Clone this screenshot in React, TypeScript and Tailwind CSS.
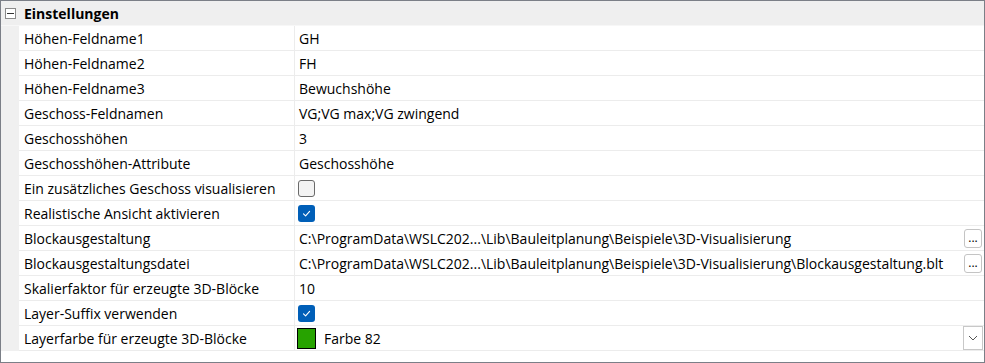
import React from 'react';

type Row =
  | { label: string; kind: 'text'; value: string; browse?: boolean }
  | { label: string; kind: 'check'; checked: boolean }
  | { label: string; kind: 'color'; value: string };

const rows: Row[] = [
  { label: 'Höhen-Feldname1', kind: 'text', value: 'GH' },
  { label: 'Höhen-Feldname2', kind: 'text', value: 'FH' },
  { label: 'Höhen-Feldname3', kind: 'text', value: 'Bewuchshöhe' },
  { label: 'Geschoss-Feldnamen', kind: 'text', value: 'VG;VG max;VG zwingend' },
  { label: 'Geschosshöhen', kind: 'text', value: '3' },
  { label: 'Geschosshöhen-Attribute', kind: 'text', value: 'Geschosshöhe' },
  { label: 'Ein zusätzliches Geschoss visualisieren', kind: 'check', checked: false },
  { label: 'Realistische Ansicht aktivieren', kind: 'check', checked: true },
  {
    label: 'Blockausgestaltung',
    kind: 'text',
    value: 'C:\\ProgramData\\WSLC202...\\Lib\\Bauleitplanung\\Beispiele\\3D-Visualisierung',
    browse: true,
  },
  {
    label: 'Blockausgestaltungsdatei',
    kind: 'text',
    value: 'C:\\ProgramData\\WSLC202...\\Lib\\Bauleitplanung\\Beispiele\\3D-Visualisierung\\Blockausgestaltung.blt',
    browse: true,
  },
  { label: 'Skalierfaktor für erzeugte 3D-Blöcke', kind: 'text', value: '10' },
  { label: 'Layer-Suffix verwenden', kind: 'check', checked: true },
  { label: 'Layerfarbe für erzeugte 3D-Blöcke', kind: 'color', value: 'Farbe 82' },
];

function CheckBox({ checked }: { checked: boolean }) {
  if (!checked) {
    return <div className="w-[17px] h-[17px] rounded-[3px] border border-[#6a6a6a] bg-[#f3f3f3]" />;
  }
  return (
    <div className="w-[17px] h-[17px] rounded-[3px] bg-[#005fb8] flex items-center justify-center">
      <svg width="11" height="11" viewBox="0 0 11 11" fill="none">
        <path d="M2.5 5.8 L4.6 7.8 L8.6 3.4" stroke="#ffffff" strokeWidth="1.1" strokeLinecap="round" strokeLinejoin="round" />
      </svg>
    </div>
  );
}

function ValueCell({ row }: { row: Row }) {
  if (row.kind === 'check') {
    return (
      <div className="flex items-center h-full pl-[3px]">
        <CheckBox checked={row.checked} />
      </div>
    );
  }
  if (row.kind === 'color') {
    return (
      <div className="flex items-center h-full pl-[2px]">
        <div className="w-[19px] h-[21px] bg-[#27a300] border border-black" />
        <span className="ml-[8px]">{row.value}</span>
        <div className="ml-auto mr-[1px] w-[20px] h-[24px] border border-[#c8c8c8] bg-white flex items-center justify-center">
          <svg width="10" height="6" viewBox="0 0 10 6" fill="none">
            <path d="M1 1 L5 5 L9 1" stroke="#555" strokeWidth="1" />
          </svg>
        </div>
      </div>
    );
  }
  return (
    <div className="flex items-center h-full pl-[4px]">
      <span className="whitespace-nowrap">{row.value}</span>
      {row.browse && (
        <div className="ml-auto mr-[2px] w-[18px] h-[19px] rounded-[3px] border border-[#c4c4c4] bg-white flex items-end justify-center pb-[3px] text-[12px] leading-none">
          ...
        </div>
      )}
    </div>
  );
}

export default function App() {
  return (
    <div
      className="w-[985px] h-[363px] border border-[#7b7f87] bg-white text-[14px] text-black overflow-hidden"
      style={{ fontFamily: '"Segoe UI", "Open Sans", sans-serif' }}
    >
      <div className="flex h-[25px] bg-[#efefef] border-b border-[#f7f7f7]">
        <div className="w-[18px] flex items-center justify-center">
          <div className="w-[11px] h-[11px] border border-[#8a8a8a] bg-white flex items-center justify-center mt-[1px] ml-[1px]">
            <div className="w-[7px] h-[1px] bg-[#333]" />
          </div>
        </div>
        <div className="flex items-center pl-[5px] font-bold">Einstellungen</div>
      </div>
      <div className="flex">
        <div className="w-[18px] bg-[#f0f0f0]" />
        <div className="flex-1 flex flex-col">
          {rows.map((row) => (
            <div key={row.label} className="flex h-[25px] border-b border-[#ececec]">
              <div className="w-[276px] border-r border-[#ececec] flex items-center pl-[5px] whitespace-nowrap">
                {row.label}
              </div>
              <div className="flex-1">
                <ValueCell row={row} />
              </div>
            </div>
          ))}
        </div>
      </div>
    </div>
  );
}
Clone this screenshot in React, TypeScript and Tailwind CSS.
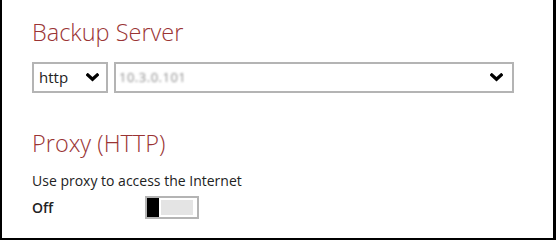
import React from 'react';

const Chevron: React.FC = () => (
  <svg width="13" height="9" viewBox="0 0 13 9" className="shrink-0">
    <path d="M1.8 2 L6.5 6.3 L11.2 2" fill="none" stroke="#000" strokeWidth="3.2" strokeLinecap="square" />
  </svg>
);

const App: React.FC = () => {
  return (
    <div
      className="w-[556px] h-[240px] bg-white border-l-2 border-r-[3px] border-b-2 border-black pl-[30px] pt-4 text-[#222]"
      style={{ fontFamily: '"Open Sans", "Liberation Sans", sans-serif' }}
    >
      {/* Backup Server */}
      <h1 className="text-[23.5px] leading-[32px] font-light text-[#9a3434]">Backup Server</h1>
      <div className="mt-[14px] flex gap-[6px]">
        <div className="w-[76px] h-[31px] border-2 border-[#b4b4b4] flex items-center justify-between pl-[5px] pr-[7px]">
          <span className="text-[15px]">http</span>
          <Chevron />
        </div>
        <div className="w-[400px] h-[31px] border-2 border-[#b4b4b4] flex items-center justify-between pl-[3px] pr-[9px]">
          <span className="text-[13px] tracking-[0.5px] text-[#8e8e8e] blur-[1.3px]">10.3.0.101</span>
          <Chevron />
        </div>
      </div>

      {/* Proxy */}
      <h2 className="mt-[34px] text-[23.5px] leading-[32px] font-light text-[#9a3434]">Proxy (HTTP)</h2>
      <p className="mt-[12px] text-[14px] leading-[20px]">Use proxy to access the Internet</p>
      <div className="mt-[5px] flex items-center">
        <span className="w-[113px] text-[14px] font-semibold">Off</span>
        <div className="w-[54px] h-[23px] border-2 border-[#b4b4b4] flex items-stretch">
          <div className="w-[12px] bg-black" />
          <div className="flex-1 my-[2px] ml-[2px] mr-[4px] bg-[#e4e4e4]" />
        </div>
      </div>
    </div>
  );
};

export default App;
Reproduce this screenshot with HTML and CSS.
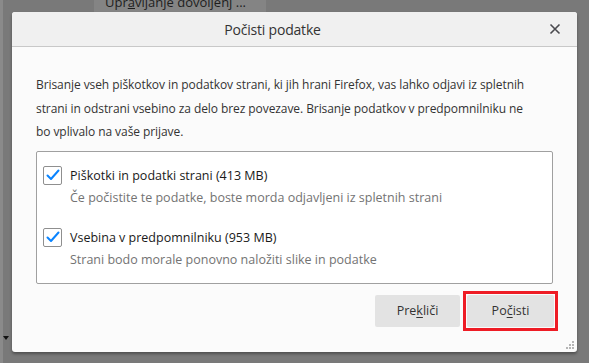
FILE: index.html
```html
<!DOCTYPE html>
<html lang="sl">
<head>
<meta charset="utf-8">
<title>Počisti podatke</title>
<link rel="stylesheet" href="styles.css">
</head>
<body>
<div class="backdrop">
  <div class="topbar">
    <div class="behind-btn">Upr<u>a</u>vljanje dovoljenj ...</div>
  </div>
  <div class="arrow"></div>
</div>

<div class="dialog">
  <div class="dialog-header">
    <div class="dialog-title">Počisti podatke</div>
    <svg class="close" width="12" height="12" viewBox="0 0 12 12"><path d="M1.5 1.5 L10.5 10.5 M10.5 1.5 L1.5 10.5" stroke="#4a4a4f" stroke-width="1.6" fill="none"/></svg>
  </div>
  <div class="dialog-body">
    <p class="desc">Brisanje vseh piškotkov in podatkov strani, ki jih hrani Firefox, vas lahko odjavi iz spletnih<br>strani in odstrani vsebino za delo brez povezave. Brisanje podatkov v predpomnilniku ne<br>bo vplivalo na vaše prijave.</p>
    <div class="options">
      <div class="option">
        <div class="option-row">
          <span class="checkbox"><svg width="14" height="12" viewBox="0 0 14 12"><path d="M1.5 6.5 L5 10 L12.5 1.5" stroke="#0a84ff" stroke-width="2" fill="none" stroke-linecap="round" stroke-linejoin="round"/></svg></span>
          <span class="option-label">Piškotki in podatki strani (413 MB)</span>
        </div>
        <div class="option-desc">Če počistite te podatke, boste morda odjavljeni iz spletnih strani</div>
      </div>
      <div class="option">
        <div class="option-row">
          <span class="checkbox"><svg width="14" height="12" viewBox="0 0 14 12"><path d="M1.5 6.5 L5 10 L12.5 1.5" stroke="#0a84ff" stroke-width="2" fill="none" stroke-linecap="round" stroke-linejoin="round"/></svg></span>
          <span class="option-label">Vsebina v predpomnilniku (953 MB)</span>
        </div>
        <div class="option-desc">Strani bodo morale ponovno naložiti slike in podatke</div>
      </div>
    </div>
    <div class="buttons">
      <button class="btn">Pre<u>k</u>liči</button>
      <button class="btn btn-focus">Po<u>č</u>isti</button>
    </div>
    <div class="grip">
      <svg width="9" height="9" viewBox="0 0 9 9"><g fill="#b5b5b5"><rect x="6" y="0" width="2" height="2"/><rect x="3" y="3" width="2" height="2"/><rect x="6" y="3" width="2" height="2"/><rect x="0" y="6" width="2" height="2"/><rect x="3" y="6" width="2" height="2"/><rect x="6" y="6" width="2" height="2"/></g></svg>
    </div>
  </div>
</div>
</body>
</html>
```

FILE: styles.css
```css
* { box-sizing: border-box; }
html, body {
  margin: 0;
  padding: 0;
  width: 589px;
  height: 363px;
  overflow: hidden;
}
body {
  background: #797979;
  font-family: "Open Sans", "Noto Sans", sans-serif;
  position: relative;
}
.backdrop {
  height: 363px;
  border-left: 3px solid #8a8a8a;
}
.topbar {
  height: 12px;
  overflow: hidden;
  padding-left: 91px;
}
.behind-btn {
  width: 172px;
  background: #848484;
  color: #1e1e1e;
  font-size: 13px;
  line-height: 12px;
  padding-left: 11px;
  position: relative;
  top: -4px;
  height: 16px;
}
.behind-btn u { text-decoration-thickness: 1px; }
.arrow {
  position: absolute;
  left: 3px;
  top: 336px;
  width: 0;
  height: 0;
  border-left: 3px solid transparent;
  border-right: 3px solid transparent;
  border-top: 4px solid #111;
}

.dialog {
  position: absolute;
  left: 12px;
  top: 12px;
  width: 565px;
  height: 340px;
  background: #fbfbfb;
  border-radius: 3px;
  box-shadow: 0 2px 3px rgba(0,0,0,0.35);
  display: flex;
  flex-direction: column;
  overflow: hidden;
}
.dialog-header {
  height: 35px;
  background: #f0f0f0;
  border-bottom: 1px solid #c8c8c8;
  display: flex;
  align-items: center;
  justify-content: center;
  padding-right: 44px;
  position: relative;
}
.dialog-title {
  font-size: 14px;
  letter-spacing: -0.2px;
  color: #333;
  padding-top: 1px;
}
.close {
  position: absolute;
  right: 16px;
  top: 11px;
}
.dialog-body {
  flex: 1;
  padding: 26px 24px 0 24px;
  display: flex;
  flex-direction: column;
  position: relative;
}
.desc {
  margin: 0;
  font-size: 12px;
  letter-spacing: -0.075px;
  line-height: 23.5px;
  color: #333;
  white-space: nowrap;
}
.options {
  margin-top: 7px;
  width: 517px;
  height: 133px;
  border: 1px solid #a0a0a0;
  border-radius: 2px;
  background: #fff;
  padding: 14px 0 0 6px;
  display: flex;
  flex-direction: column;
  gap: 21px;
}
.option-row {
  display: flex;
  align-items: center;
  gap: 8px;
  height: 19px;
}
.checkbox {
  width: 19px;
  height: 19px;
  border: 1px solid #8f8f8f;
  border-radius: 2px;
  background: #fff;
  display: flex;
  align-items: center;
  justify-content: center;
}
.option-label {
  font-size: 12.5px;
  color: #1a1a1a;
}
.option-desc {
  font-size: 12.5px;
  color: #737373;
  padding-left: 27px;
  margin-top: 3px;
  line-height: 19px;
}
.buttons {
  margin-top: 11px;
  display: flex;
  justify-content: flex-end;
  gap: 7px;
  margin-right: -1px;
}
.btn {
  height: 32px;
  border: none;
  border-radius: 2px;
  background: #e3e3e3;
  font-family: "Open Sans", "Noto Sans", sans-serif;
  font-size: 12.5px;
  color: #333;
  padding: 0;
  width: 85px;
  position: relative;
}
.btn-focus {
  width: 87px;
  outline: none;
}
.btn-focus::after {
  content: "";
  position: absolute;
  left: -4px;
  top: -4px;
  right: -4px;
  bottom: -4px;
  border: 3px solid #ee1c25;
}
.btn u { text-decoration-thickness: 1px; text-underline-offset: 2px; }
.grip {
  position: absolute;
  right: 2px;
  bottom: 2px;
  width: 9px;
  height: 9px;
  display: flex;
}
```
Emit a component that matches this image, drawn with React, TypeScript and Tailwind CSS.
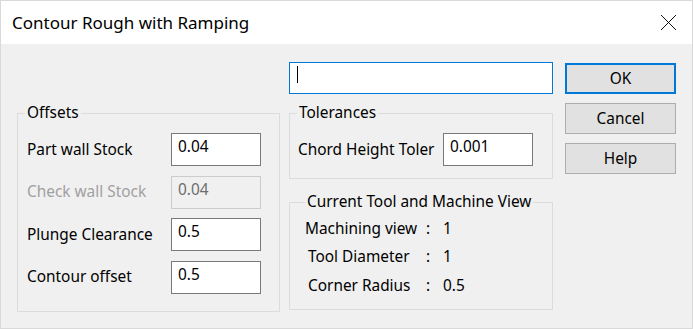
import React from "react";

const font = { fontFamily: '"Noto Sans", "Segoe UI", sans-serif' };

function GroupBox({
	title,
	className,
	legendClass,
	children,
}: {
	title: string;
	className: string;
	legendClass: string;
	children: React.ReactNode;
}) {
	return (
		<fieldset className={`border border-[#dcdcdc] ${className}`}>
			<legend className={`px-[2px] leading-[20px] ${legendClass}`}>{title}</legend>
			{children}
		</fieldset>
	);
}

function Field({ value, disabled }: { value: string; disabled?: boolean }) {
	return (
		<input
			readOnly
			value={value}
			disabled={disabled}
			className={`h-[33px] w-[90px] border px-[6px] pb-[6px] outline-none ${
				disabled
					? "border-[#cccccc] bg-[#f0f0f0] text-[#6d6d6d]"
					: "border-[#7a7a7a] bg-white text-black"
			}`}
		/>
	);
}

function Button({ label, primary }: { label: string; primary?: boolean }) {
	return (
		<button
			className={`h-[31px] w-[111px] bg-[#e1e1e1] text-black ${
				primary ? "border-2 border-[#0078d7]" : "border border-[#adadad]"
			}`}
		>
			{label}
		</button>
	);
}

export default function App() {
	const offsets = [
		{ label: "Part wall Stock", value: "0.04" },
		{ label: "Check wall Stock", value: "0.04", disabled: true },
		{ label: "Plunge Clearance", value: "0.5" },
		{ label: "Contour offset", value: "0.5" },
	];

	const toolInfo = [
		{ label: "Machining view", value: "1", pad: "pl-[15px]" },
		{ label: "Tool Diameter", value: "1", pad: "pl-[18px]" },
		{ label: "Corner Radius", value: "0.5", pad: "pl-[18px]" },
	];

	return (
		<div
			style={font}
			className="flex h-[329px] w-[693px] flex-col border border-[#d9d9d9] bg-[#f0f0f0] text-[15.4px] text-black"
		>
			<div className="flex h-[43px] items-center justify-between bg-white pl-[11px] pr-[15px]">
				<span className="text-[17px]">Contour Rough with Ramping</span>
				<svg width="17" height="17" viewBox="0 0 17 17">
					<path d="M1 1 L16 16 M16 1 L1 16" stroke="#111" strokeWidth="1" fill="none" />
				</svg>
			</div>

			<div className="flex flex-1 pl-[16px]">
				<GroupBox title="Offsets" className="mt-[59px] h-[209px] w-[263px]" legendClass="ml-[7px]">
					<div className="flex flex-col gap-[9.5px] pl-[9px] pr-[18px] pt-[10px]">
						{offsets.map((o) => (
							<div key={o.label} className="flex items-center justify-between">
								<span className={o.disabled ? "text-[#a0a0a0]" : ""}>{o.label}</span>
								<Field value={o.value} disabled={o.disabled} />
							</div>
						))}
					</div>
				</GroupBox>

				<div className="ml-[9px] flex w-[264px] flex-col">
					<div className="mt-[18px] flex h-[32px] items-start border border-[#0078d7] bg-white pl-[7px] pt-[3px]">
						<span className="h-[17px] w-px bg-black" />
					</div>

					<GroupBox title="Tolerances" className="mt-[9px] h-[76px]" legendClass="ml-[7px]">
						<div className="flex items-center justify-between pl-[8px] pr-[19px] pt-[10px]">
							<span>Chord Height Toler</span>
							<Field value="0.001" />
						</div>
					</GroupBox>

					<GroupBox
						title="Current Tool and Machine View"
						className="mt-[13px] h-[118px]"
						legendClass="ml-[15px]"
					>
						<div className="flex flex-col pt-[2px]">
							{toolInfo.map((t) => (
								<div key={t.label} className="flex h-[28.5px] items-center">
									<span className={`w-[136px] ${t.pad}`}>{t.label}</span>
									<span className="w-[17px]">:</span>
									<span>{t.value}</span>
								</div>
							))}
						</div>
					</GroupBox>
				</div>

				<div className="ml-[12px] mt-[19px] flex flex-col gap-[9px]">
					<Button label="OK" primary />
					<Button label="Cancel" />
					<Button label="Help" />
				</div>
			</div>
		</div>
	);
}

========================================================================

- _Task brief_
The lines from the start of the data through the line that contains "string; kind: 'color';" are to be returned exactly, please, with both ends included and every picture left out.

- _Complete answer_
Clone this screenshot in React, TypeScript and Tailwind CSS.
import React from 'react';

type Row =
  | { label: string; kind: 'text'; value: string; browse?: boolean }
  | { label: string; kind: 'check'; checked: boolean }
  | { label: string; kind: 'color'; value: string };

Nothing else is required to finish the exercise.